#### What you are asked to do:
State the number of lines where "that" appears. Add nothing else.

#### Data for this exercise:
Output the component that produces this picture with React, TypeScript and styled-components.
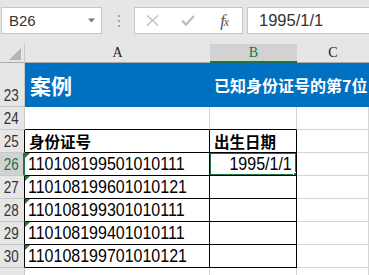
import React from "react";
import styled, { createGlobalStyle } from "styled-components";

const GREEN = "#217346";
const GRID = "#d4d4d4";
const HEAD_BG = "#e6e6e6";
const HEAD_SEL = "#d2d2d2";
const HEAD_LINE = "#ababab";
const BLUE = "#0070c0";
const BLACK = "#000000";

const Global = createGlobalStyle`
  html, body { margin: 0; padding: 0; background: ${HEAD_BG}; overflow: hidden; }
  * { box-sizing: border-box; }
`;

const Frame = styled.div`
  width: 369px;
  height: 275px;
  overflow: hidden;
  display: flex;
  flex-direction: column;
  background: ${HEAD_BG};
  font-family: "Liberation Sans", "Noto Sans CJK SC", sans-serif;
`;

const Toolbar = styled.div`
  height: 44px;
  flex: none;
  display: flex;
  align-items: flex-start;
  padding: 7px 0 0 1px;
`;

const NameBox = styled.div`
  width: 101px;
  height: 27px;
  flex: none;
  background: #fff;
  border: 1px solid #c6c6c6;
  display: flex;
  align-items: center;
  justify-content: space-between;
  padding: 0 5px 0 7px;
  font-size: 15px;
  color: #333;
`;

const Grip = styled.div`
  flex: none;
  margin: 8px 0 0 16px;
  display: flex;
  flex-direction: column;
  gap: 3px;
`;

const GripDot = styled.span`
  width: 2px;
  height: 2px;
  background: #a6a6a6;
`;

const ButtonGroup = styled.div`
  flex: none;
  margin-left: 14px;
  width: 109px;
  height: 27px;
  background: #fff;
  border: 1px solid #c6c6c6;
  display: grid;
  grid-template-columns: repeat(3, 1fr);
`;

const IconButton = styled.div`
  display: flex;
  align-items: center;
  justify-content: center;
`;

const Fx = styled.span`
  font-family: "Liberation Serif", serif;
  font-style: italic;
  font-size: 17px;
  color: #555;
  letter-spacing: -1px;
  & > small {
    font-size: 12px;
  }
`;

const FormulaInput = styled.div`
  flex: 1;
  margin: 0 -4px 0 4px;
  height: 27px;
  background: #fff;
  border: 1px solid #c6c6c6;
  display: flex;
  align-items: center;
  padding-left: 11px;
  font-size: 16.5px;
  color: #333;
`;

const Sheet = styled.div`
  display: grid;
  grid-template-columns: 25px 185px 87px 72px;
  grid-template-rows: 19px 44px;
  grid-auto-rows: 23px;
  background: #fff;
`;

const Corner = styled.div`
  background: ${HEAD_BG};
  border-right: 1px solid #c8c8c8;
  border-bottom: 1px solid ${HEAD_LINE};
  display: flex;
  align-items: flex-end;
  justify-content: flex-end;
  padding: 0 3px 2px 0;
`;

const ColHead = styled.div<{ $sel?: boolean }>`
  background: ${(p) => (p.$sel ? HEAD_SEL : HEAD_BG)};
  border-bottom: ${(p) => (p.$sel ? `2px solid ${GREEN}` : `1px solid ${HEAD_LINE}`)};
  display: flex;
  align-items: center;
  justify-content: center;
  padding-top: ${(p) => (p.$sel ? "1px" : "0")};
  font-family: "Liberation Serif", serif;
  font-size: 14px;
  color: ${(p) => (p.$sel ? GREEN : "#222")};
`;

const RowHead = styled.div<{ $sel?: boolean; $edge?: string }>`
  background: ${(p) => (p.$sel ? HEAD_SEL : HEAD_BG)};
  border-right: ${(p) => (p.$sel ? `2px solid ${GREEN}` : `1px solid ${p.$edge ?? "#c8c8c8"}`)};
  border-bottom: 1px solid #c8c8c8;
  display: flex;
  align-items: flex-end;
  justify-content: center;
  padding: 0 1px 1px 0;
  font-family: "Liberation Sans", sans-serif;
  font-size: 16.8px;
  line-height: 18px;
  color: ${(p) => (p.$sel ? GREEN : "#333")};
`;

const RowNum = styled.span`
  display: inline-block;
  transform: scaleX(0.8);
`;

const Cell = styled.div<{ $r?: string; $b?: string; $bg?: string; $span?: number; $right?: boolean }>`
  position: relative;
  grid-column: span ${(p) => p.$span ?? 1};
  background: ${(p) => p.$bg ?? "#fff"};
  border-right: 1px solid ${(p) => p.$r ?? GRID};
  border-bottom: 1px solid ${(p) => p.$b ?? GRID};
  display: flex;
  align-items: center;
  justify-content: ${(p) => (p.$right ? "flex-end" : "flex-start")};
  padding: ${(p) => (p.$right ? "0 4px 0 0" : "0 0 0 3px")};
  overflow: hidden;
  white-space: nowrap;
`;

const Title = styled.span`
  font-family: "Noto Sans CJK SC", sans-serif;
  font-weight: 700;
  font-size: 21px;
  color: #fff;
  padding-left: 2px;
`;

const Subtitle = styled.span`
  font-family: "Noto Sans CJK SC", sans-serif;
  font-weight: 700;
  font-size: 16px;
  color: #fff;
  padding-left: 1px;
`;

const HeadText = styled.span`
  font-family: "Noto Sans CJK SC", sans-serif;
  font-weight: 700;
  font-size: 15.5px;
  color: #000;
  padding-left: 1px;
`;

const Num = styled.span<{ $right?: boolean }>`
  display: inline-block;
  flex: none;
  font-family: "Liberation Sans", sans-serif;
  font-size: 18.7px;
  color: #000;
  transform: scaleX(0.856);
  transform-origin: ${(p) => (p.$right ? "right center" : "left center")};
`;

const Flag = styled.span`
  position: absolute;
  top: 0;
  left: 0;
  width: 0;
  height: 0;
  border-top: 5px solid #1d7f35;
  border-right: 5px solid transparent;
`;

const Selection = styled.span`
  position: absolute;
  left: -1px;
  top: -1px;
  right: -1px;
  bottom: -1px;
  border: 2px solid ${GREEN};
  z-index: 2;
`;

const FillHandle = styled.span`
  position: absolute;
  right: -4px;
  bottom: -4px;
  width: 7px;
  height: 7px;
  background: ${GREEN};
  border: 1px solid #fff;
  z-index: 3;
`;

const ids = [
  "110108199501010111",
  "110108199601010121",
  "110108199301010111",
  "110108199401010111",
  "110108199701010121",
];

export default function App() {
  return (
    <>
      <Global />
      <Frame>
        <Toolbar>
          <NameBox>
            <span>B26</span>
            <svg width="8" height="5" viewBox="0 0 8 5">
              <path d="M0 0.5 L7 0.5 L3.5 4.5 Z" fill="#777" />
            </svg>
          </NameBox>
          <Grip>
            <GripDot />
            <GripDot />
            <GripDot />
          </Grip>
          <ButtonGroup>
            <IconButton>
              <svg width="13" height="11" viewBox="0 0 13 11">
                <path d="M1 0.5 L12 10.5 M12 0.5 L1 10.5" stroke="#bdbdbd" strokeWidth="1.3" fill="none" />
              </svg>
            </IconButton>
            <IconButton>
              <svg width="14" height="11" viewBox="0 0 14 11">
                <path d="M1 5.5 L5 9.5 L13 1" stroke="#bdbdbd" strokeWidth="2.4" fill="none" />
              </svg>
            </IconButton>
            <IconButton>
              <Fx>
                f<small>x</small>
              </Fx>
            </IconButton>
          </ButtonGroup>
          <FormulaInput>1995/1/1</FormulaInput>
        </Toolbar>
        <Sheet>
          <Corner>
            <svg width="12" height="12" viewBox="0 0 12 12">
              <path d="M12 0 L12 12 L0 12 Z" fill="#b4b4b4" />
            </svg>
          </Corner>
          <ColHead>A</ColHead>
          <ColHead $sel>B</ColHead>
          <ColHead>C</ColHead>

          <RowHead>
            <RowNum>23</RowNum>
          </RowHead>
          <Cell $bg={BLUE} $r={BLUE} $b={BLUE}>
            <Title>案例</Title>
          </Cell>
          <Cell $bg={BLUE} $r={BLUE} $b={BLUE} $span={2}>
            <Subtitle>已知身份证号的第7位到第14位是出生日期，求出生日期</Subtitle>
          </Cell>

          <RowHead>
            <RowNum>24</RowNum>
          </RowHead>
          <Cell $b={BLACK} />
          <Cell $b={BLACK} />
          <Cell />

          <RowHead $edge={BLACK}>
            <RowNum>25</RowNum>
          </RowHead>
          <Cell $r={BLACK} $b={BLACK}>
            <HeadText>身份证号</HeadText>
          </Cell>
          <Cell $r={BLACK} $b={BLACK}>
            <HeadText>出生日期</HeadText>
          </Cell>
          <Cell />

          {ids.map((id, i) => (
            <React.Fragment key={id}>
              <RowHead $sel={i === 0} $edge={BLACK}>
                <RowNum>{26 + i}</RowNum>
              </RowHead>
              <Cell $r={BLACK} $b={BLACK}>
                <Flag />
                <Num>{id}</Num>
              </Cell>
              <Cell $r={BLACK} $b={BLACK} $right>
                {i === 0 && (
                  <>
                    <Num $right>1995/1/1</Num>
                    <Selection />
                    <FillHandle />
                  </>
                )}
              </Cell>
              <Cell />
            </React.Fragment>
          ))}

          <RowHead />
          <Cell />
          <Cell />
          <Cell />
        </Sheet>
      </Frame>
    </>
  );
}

--

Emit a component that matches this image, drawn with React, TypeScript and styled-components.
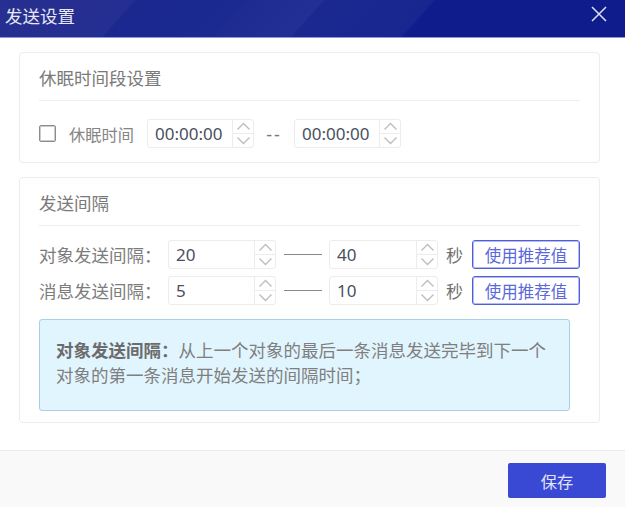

#### Solved problem:
2